Saya selalu berkata, gereja bukanlah restoran. Namun gambaran restoran mungkin dapat kita pakai sebagai ilustrasi dalam masalah ini.
Sebuah restoran dapat memiliki
gedung dan fasilitas terbaik, makanan yang sangat enak, dan terobosan-terobosan
terbaru. Meskipun awalnya restoran ini bisa saja menjadi
ramai pengunjung, namun pada akhirnya bisa menjadi sangat sepi – kalau karakter
ramah pengunjung dan fasilitas tidak dijaga untuk terus berkualitas baik.
· Jika pelayan restoran tidak
ramah, bahkan bersikap merendahkan?
· Jika fasilitas kamar kecil
atau lainnya menjadi sangat kotor dan tidak terawat?
· Jika piring dan gelas sudah
pecah atau retak, namun masih dipakai?
Akan sangat sulit untuk restoran ini terus ramai dan
akan menjadi sepi, karena tidak terlihat seperti menghargai dan menghormati
pelanggan!
Atau dalam konteks sebagai gereja,
seperti tidak mengagungkan dan menghormati Tuhan kalau kita tidak mempersiapkan
semua dengan baik.
Karena, sekali lagi gereja bukanlah restoran.
Customer satu-satunya gereja adalah Tuhan! Setiap kita adalah pelayan.
Yang disajikan adalah hidup
yang menghormati Tuhan, bukan hanya sekedar musik yang bagus, khotbah yang
lucu, atau penyambut tamu yang sangat ramah.
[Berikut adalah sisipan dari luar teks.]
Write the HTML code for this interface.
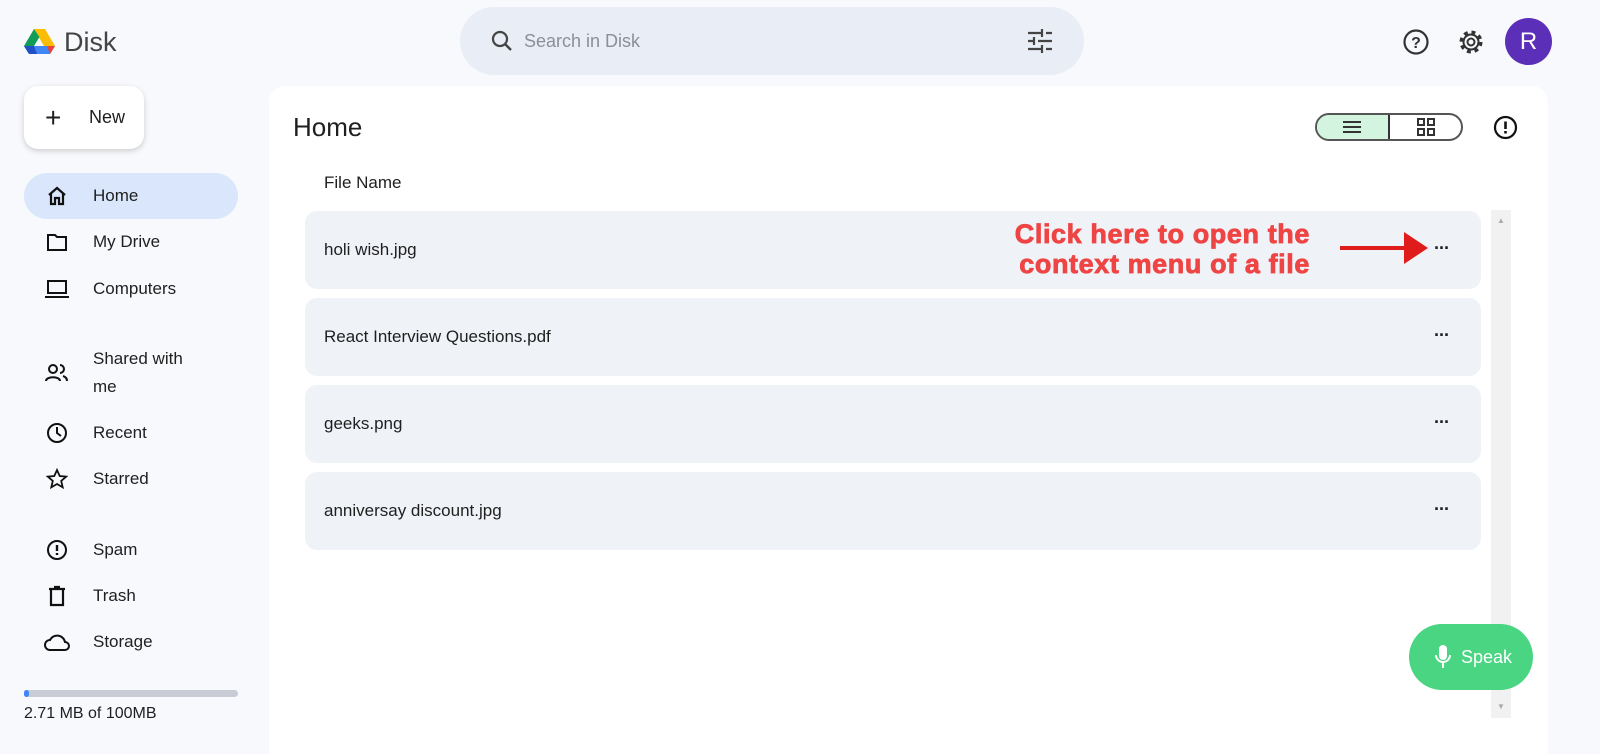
<!DOCTYPE html><html><head><style>
*{box-sizing:border-box;margin:0;padding:0}
body{width:1600px;height:754px;background:#f8f9fc;font-family:"Liberation Sans",sans-serif;color:#1f1f1f;position:relative;overflow:hidden}
.a{position:absolute}
.nav{position:absolute;left:24px;width:214px;height:46px;display:flex;align-items:center;font-size:17px}
.nav i{width:69px;display:flex;justify-content:center;padding-right:4px;margin-left:0}
.row{position:absolute;left:305px;width:1176px;height:78px;background:#eff2f7;border-radius:12px;font-size:17px;display:flex;align-items:center;padding-left:19px}
.dots{position:absolute;right:32px;top:37px;font-size:18px;font-weight:bold;line-height:0;letter-spacing:-1px}
</style></head><body>
<svg class="a" style="left:24px;top:28px" width="31" height="27" viewBox="0 0 31 27"><path d="M10 1h11L31 18H20z" fill="#fbbc04"/><path d="M10 1L0 18l5 8 10.5-17z" fill="#0f9d58"/><path d="M5 26h21l5-8H10z" fill="#4285f4"/><path d="M5 26h8l-3-8H0z" fill="#2150c8"/><path d="M26 26l5-8h-8z" fill="#ea4335"/></svg>
<div class="a" style="left:64px;top:27px;font-size:27px;color:#444">Disk</div>
<div class="a" style="left:460px;top:7px;width:624px;height:68px;background:#e9edf6;border-radius:34px"></div>
<svg class="a" style="left:490px;top:29px" width="24" height="24" viewBox="0 0 24 24"><circle cx="10" cy="10" r="7" fill="none" stroke="#444" stroke-width="2.2"/><path d="M15 15l6 6" stroke="#444" stroke-width="2.4"/></svg>
<div class="a" style="left:524px;top:31px;font-size:18px;color:#8a8f98">Search in Disk</div>
<svg class="a" style="left:1027px;top:29px" width="26" height="24" viewBox="0 0 26 24" stroke="#444" stroke-width="2.2"><path d="M1 4h14M19 4h6M15 0v8M1 12h6M11 12h14M7 8v8M1 20h14M19 20h6M15 16v8"/></svg>
<svg class="a" style="left:1402px;top:28px" width="28" height="28" viewBox="0 0 28 28"><circle cx="14" cy="14" r="11.5" fill="none" stroke="#333" stroke-width="2.2"/><text x="14" y="20" font-size="16" text-anchor="middle" font-family="Liberation Sans" fill="#333" font-weight="bold">?</text></svg>
<svg class="a" style="left:1457px;top:28px" width="28" height="28" viewBox="0 0 28 28"><circle cx="14" cy="14" r="9" fill="none" stroke="#333" stroke-width="5" stroke-dasharray="3.6 3.5"/><circle cx="14" cy="14" r="7.5" fill="none" stroke="#333" stroke-width="2"/><circle cx="14" cy="14" r="3.5" fill="none" stroke="#333" stroke-width="2"/></svg>
<div class="a" style="left:1505px;top:18px;width:47px;height:47px;border-radius:50%;background:#5b2fb8;color:#fff;font-size:24px;text-align:center;line-height:47px">R</div>
<div class="a" style="left:24px;top:86px;width:120px;height:63px;background:#fff;border-radius:14px;box-shadow:0 2px 6px rgba(0,0,0,.18)"></div>
<div class="a" style="left:45px;top:102px;font-size:28px;font-weight:300">+</div>
<div class="a" style="left:89px;top:107px;font-size:18px">New</div>
<div class="nav" style="top:173px;background:#d9e6fb;border-radius:23px"><i><svg width="22" height="22" viewBox="0 0 22 22" fill="none" stroke="#111" stroke-width="2.2"><path d="M3 10L11 3l8 7M5 9v10h4v-6h4v6h4V9"/></svg></i>Home</div>
<div class="nav" style="top:219px"><i><svg width="22" height="22" viewBox="0 0 22 22" fill="none" stroke="#111" stroke-width="2"><path d="M2 4h7l2 2h9v13H2z"/></svg></i>My Drive</div>
<div class="nav" style="top:266px"><i><svg width="26" height="22" viewBox="0 0 26 22" fill="none" stroke="#111" stroke-width="2"><rect x="4" y="3" width="18" height="12"/><path d="M1 19h24"/></svg></i>Computers</div>
<div class="nav" style="top:343px;height:60px;line-height:28px"><i><svg width="24" height="22" viewBox="0 0 24 22" fill="none" stroke="#111" stroke-width="2"><circle cx="8" cy="7" r="4"/><path d="M1 19c0-5 14-5 14 0M15 3a4 4 0 010 8M18 14c3 1 4 3 4 5"/></svg></i><span>Shared with<br>me</span></div>
<div class="nav" style="top:410px"><i><svg width="22" height="22" viewBox="0 0 22 22" fill="none" stroke="#111" stroke-width="2"><circle cx="11" cy="11" r="9"/><path d="M11 5v6l4 3"/></svg></i>Recent</div>
<div class="nav" style="top:456px"><i><svg width="22" height="22" viewBox="0 0 22 22" fill="none" stroke="#111" stroke-width="1.8"><path d="M11 2l2.7 6 6.5.6-5 4.3 1.5 6.4L11 16l-5.7 3.3 1.5-6.4-5-4.3 6.5-.6z"/></svg></i>Starred</div>
<div class="nav" style="top:527px"><i><svg width="22" height="22" viewBox="0 0 22 22"><circle cx="11" cy="11" r="9" fill="none" stroke="#111" stroke-width="2"/><path d="M11 6v6M11 14v2" stroke="#111" stroke-width="2.4"/></svg></i>Spam</div>
<div class="nav" style="top:573px"><i><svg width="22" height="22" viewBox="0 0 22 22" fill="none" stroke="#111" stroke-width="2.2"><path d="M3 4h16M8 2h6M5 5v15h12V5"/></svg></i>Trash</div>
<div class="nav" style="top:619px"><i><svg width="28" height="22" viewBox="0 0 28 22" fill="none" stroke="#111" stroke-width="2"><path d="M7 19a5 5 0 010-10 8 8 0 0115 2 4 4 0 010 8z"/></svg></i>Storage</div>
<div class="a" style="left:24px;top:690px;width:214px;height:7px;background:#c9ccd4;border-radius:4px"><div style="width:5px;height:7px;background:#4285f4;border-radius:4px"></div></div>
<div class="a" style="left:24px;top:705px;font-size:16px">2.71 MB of 100MB</div>
<div class="a" style="left:269px;top:86px;width:1279px;height:668px;background:#fff;border-radius:16px 16px 0 0"></div>
<div class="a" style="left:293px;top:112px;font-size:26px">Home</div>
<div class="a" style="left:1315px;top:113px;width:148px;height:28px;border:2px solid #555;border-radius:14px;overflow:hidden;display:flex"><div style="width:73px;background:#d3f5df;border-right:2px solid #333"></div></div>
<svg class="a" style="left:1342px;top:120px" width="20" height="14" viewBox="0 0 20 14" stroke="#333" stroke-width="2"><path d="M1 2h18M1 7h18M1 12h18"/></svg>
<svg class="a" style="left:1416px;top:117px" width="20" height="20" viewBox="0 0 20 20" fill="none" stroke="#333" stroke-width="2"><rect x="2" y="2" width="6" height="6"/><rect x="12" y="2" width="6" height="6"/><rect x="2" y="12" width="6" height="6"/><rect x="12" y="12" width="6" height="6"/></svg>
<svg class="a" style="left:1493px;top:115px" width="25" height="25" viewBox="0 0 25 25"><circle cx="12.5" cy="12.5" r="10.5" fill="none" stroke="#111" stroke-width="2.2"/><path d="M12.5 6.5v7.5M12.5 16v2.5" stroke="#111" stroke-width="2.6"/></svg>
<div class="a" style="left:324px;top:173px;font-size:17px">File Name</div>
<div class="row" style="top:211px">holi wish.jpg<span class="dots">···</span></div>
<div class="row" style="top:298px">React Interview Questions.pdf<span class="dots">···</span></div>
<div class="row" style="top:385px">geeks.png<span class="dots">···</span></div>
<div class="row" style="top:472px">anniversay discount.jpg<span class="dots">···</span></div>
<div class="a" style="left:930px;top:219px;font-weight:bold;color:#ef4444;line-height:30px;text-align:right;width:380px;font-family:'Liberation Sans',sans-serif;font-size:27px;letter-spacing:.6px;-webkit-text-stroke:.8px #ef4444">Click here to open the context menu of a file</div>
<svg class="a" style="left:1340px;top:230px" width="88" height="36" viewBox="0 0 88 36"><path d="M0 18h68" stroke="#e01b1b" stroke-width="4"/><path d="M64 2l24 16-24 16z" fill="#e01b1b"/></svg>
<div class="a" style="left:1491px;top:210px;width:20px;height:508px;background:#f1f1f1"></div>
<div class="a" style="left:1497px;top:216px;font-size:8px;color:#aaa">▲</div>
<div class="a" style="left:1497px;top:702px;font-size:8px;color:#aaa">▼</div>
<div class="a" style="left:1409px;top:624px;width:124px;height:66px;border-radius:33px;background:#4ad582;color:#fff;font-size:18px;display:flex;align-items:center;padding-left:24px"><svg width="20" height="26" viewBox="0 0 20 26" style="margin-right:8px"><rect x="6" y="1" width="8" height="15" rx="4" fill="#fff"/><path d="M3 11a7 7 0 0014 0M10 18v6" stroke="#fff" stroke-width="2" fill="none"/></svg>Speak</div>
</body></html>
Namun, saya sangat bahwa setuju 3 point ini sangat penting untuk setiap gereja persiapkan dengan baik:
1.
Penerimaan yang ramah,
2.
Pujian penyembahan yang menyentuh,
3.
Khotbah yang memberikan inspirasi.
Mari kita persiapkan 3 point ini dengan sebaik-baiknya
setiap minggu, bukan untuk membuat manusia terkesan; melainkan untuk membuat
Tuhan terkesan. Bahwa betapa seriusnya
kita untuk “mempersiapkan jalan” bagi Tuhan hadir dan bekerja di dalam gereja
kita.
Namun, kita perlu selalu sadar, bahwa yang Tuhan mau
bukan sekedar skill terbaik kita; melainkan hati kita yang penuh syukur dan
rendah hati!
Karena pada akhirnya keadaan hati kita lah
yang membuat Tuhan hadir dan bekerja dengan dahsyat, bukan karya tangan kita!